» Given task:
Return the records that follow unaltered. Omit every picture.
-- Data records start --
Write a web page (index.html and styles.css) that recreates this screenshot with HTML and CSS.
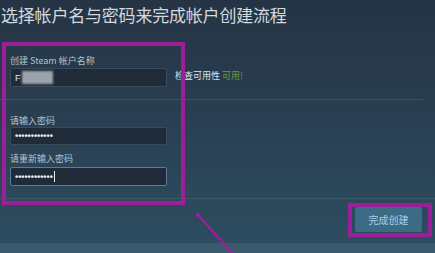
FILE: index.html
```html
<!DOCTYPE html>
<html lang="zh-CN">
<head>
  <meta charset="UTF-8">
  <meta name="viewport" content="width=device-width, initial-scale=1.0">
  <title>创建帐户</title>
  <link rel="stylesheet" href="styles.css">
</head>
<body>
  <div class="page">
    <h1 class="title">选择帐户名与密码来完成帐户创建流程</h1>

    <div class="account">
      <label class="field-label">创建 Steam 帐户名称</label>
      <div class="name-row">
        <div class="input"><span class="typed">F</span><span class="blur"></span></div>
        <div class="check">检查可用性 <span class="ok">可用!</span></div>
      </div>
    </div>

    <div class="divider"></div>

    <div class="passwords">
      <label class="field-label">请输入密码</label>
      <div class="input short"><span class="dots">••••••••••••</span></div>
      <label class="field-label second">请重新输入密码</label>
      <div class="input focused"><span class="dots">••••••••••••</span><span class="caret"></span></div>
    </div>

    <div class="divider lower"></div>

    <div class="actions">
      <button class="finish">完成创建</button>
    </div>

    <div class="footer-strip"></div>

    <!-- annotation marks drawn over the form -->
    <div class="mark mark-fields"></div>
    <div class="mark mark-button"></div>
    <svg class="arrow" width="60" height="60" viewBox="0 0 60 60">
      <line x1="6" y1="4" x2="42" y2="44" stroke="#9a1f98" stroke-width="2.5" stroke-linecap="round"/>
      <circle cx="6" cy="4" r="2.2" fill="#9a1f98"/>
    </svg>
  </div>
</body>
</html>
```

FILE: styles.css
```css
body {
  margin: 0;
  font-family: "Noto Sans CJK SC", "Noto Sans", sans-serif;
  background: #2b4254;
}

.page {
  position: relative;
  width: 435px;
  height: 253px;
  overflow: hidden;
  background: linear-gradient(180deg, #253444 0%, #283c4e 35%, #2b4659 70%, #2d4d61 100%);
}

.title {
  margin: 0;
  padding: 4px 0 0 1px;
  font-size: 17px;
  line-height: 22px;
  font-weight: normal;
  color: #d3d9de;
  letter-spacing: -0.2px;
}

.account {
  padding: 29px 0 0 10px;
}

.field-label {
  display: block;
  font-size: 9px;
  line-height: 12px;
  color: #b6c2cc;
}

.name-row {
  display: flex;
  align-items: center;
  gap: 8px;
  margin-top: 1px;
}

.input {
  box-sizing: border-box;
  width: 157px;
  height: 19px;
  background: #1f2b38;
  border: 1px solid #3a4b5a;
  border-radius: 2px;
  display: flex;
  align-items: center;
  padding-left: 4px;
  color: #e4e8eb;
  font-size: 9px;
}

.typed {
  font-family: "Liberation Sans", Arial, sans-serif;
}

.blur {
  width: 31px;
  height: 13px;
  margin-left: 1px;
  background: #9ba3ac;
  filter: blur(1px);
}

.check {
  font-size: 9px;
  color: #dfe4e8;
  margin-top: -4px;
}

.ok {
  color: #6c9a3e;
}

.divider {
  height: 1px;
  width: 423px;
  margin-top: 12px;
  background: #3c5366;
}

.passwords {
  padding: 15px 0 0 10px;
}

.short {
  height: 18px;
}

.second {
  margin-top: 8px;
  margin-bottom: 2px;
}

.dots {
  font-family: "Liberation Sans", Arial, sans-serif;
  font-size: 9px;
  font-weight: bold;
  color: #eef1f3;
}

.focused {
  border-color: #5f7c96;
}

.caret {
  width: 1px;
  height: 11px;
  margin-left: 1px;
  background: #f2f4f5;
}

.divider.lower {
  width: 435px;
  background: #3b5668;
}

.actions {
  display: flex;
  justify-content: flex-end;
  padding: 8px 13px 0 0;
}

.finish {
  width: 67px;
  height: 25px;
  border: none;
  border-radius: 2px;
  background: #3c6b86;
  color: #a9d1e6;
  font-family: "Noto Sans CJK SC", sans-serif;
  font-size: 10px;
  padding: 0;
}

.footer-strip {
  position: absolute;
  left: 0;
  bottom: 0;
  width: 100%;
  height: 10px;
  background: #3a5a6e;
}

/* purple highlight marks */
.mark {
  position: absolute;
  box-sizing: border-box;
  border: 4px solid #9a1f98;
}

.mark-fields {
  left: 2px;
  top: 42px;
  width: 183px;
  height: 163px;
}

.mark-button {
  left: 348px;
  top: 203px;
  width: 84px;
  height: 34px;
}

.arrow {
  position: absolute;
  left: 192px;
  top: 211px;
}
```
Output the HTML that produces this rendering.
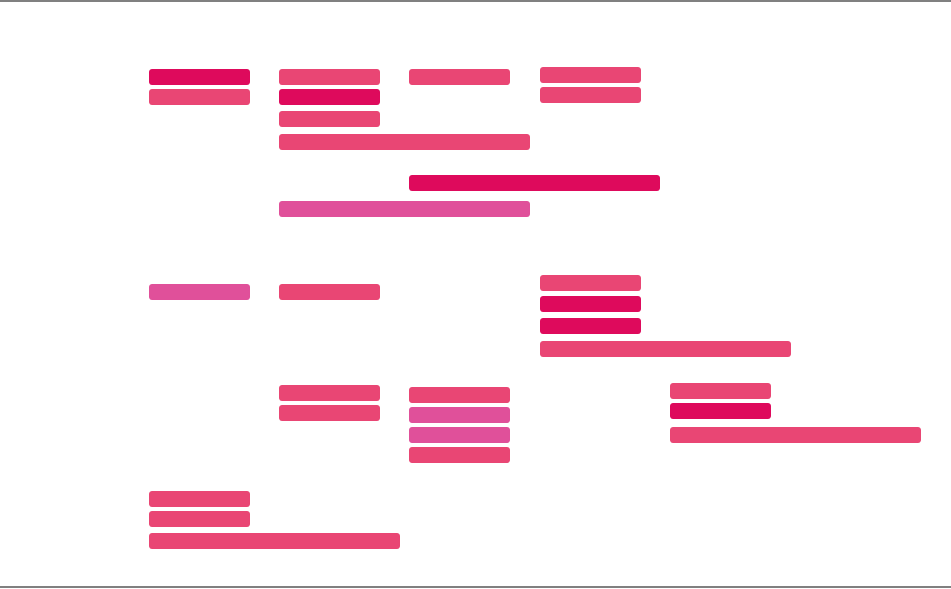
<!DOCTYPE html><html><head><style>
body{margin:0;width:951px;height:589px;background:#fff;position:relative;overflow:hidden}
.l{position:absolute;left:0;width:951px;height:2px;background:#808080}
b{position:absolute;height:16px;width:101px;border-radius:3px;background:#e94674}
.d{background:#de0a5c}.p{background:#e0509a}.w{width:251px}
</style></head><body>
<div class="l" style="top:0"></div><div class="l" style="top:586px"></div>
<b class="d" style="left:149px;top:69px"></b>
<b style="left:149px;top:89px"></b>
<b style="left:279px;top:69px"></b>
<b class="d" style="left:279px;top:89px"></b>
<b style="left:279px;top:111px"></b>
<b class="w" style="left:279px;top:134px"></b>
<b style="left:409px;top:69px"></b>
<b style="left:540px;top:67px"></b>
<b style="left:540px;top:87px"></b>
<b class="d w" style="left:409px;top:175px"></b>
<b class="p w" style="left:279px;top:201px"></b>
<b class="p" style="left:149px;top:284px"></b>
<b style="left:279px;top:284px"></b>
<b style="left:540px;top:275px"></b>
<b class="d" style="left:540px;top:296px"></b>
<b class="d" style="left:540px;top:318px"></b>
<b class="w" style="left:540px;top:341px"></b>
<b style="left:279px;top:385px"></b>
<b style="left:279px;top:405px"></b>
<b style="left:409px;top:387px"></b>
<b class="p" style="left:409px;top:407px"></b>
<b class="p" style="left:409px;top:427px"></b>
<b style="left:409px;top:447px"></b>
<b style="left:670px;top:383px"></b>
<b class="d" style="left:670px;top:403px"></b>
<b class="w" style="left:670px;top:427px"></b>
<b style="left:149px;top:491px"></b>
<b style="left:149px;top:511px"></b>
<b class="w" style="left:149px;top:533px"></b>
</body></html>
-- Data records end --
» Solution for this problem:
Write a web page (index.html and styles.css) that recreates this screenshot with HTML and CSS.
FILE: index.html
```html
<!DOCTYPE html>
<html lang="zh-CN">
<head>
  <meta charset="UTF-8">
  <meta name="viewport" content="width=device-width, initial-scale=1.0">
  <title>创建帐户</title>
  <link rel="stylesheet" href="styles.css">
</head>
<body>
  <div class="page">
    <h1 class="title">选择帐户名与密码来完成帐户创建流程</h1>

    <div class="account">
      <label class="field-label">创建 Steam 帐户名称</label>
      <div class="name-row">
        <div class="input"><span class="typed">F</span><span class="blur"></span></div>
        <div class="check">检查可用性 <span class="ok">可用!</span></div>
      </div>
    </div>

    <div class="divider"></div>

    <div class="passwords">
      <label class="field-label">请输入密码</label>
      <div class="input short"><span class="dots">••••••••••••</span></div>
      <label class="field-label second">请重新输入密码</label>
      <div class="input focused"><span class="dots">••••••••••••</span><span class="caret"></span></div>
    </div>

    <div class="divider lower"></div>

    <div class="actions">
      <button class="finish">完成创建</button>
    </div>

    <div class="footer-strip"></div>

    <!-- annotation marks drawn over the form -->
    <div class="mark mark-fields"></div>
    <div class="mark mark-button"></div>
    <svg class="arrow" width="60" height="60" viewBox="0 0 60 60">
      <line x1="6" y1="4" x2="42" y2="44" stroke="#9a1f98" stroke-width="2.5" stroke-linecap="round"/>
      <circle cx="6" cy="4" r="2.2" fill="#9a1f98"/>
    </svg>
  </div>
</body>
</html>
```

FILE: styles.css
```css
body {
  margin: 0;
  font-family: "Noto Sans CJK SC", "Noto Sans", sans-serif;
  background: #2b4254;
}

.page {
  position: relative;
  width: 435px;
  height: 253px;
  overflow: hidden;
  background: linear-gradient(180deg, #253444 0%, #283c4e 35%, #2b4659 70%, #2d4d61 100%);
}

.title {
  margin: 0;
  padding: 4px 0 0 1px;
  font-size: 17px;
  line-height: 22px;
  font-weight: normal;
  color: #d3d9de;
  letter-spacing: -0.2px;
}

.account {
  padding: 29px 0 0 10px;
}

.field-label {
  display: block;
  font-size: 9px;
  line-height: 12px;
  color: #b6c2cc;
}

.name-row {
  display: flex;
  align-items: center;
  gap: 8px;
  margin-top: 1px;
}

.input {
  box-sizing: border-box;
  width: 157px;
  height: 19px;
  background: #1f2b38;
  border: 1px solid #3a4b5a;
  border-radius: 2px;
  display: flex;
  align-items: center;
  padding-left: 4px;
  color: #e4e8eb;
  font-size: 9px;
}

.typed {
  font-family: "Liberation Sans", Arial, sans-serif;
}

.blur {
  width: 31px;
  height: 13px;
  margin-left: 1px;
  background: #9ba3ac;
  filter: blur(1px);
}

.check {
  font-size: 9px;
  color: #dfe4e8;
  margin-top: -4px;
}

.ok {
  color: #6c9a3e;
}

.divider {
  height: 1px;
  width: 423px;
  margin-top: 12px;
  background: #3c5366;
}

.passwords {
  padding: 15px 0 0 10px;
}

.short {
  height: 18px;
}

.second {
  margin-top: 8px;
  margin-bottom: 2px;
}

.dots {
  font-family: "Liberation Sans", Arial, sans-serif;
  font-size: 9px;
  font-weight: bold;
  color: #eef1f3;
}

.focused {
  border-color: #5f7c96;
}

.caret {
  width: 1px;
  height: 11px;
  margin-left: 1px;
  background: #f2f4f5;
}

.divider.lower {
  width: 435px;
  background: #3b5668;
}

.actions {
  display: flex;
  justify-content: flex-end;
  padding: 8px 13px 0 0;
}

.finish {
  width: 67px;
  height: 25px;
  border: none;
  border-radius: 2px;
  background: #3c6b86;
  color: #a9d1e6;
  font-family: "Noto Sans CJK SC", sans-serif;
  font-size: 10px;
  padding: 0;
}

.footer-strip {
  position: absolute;
  left: 0;
  bottom: 0;
  width: 100%;
  height: 10px;
  background: #3a5a6e;
}

/* purple highlight marks */
.mark {
  position: absolute;
  box-sizing: border-box;
  border: 4px solid #9a1f98;
}

.mark-fields {
  left: 2px;
  top: 42px;
  width: 183px;
  height: 163px;
}

.mark-button {
  left: 348px;
  top: 203px;
  width: 84px;
  height: 34px;
}

.arrow {
  position: absolute;
  left: 192px;
  top: 211px;
}
```
Output the HTML that produces this rendering.
<!DOCTYPE html><html><head><style>
body{margin:0;width:951px;height:589px;background:#fff;position:relative;overflow:hidden}
.l{position:absolute;left:0;width:951px;height:2px;background:#808080}
b{position:absolute;height:16px;width:101px;border-radius:3px;background:#e94674}
.d{background:#de0a5c}.p{background:#e0509a}.w{width:251px}
</style></head><body>
<div class="l" style="top:0"></div><div class="l" style="top:586px"></div>
<b class="d" style="left:149px;top:69px"></b>
<b style="left:149px;top:89px"></b>
<b style="left:279px;top:69px"></b>
<b class="d" style="left:279px;top:89px"></b>
<b style="left:279px;top:111px"></b>
<b class="w" style="left:279px;top:134px"></b>
<b style="left:409px;top:69px"></b>
<b style="left:540px;top:67px"></b>
<b style="left:540px;top:87px"></b>
<b class="d w" style="left:409px;top:175px"></b>
<b class="p w" style="left:279px;top:201px"></b>
<b class="p" style="left:149px;top:284px"></b>
<b style="left:279px;top:284px"></b>
<b style="left:540px;top:275px"></b>
<b class="d" style="left:540px;top:296px"></b>
<b class="d" style="left:540px;top:318px"></b>
<b class="w" style="left:540px;top:341px"></b>
<b style="left:279px;top:385px"></b>
<b style="left:279px;top:405px"></b>
<b style="left:409px;top:387px"></b>
<b class="p" style="left:409px;top:407px"></b>
<b class="p" style="left:409px;top:427px"></b>
<b style="left:409px;top:447px"></b>
<b style="left:670px;top:383px"></b>
<b class="d" style="left:670px;top:403px"></b>
<b class="w" style="left:670px;top:427px"></b>
<b style="left:149px;top:491px"></b>
<b style="left:149px;top:511px"></b>
<b class="w" style="left:149px;top:533px"></b>
</body></html>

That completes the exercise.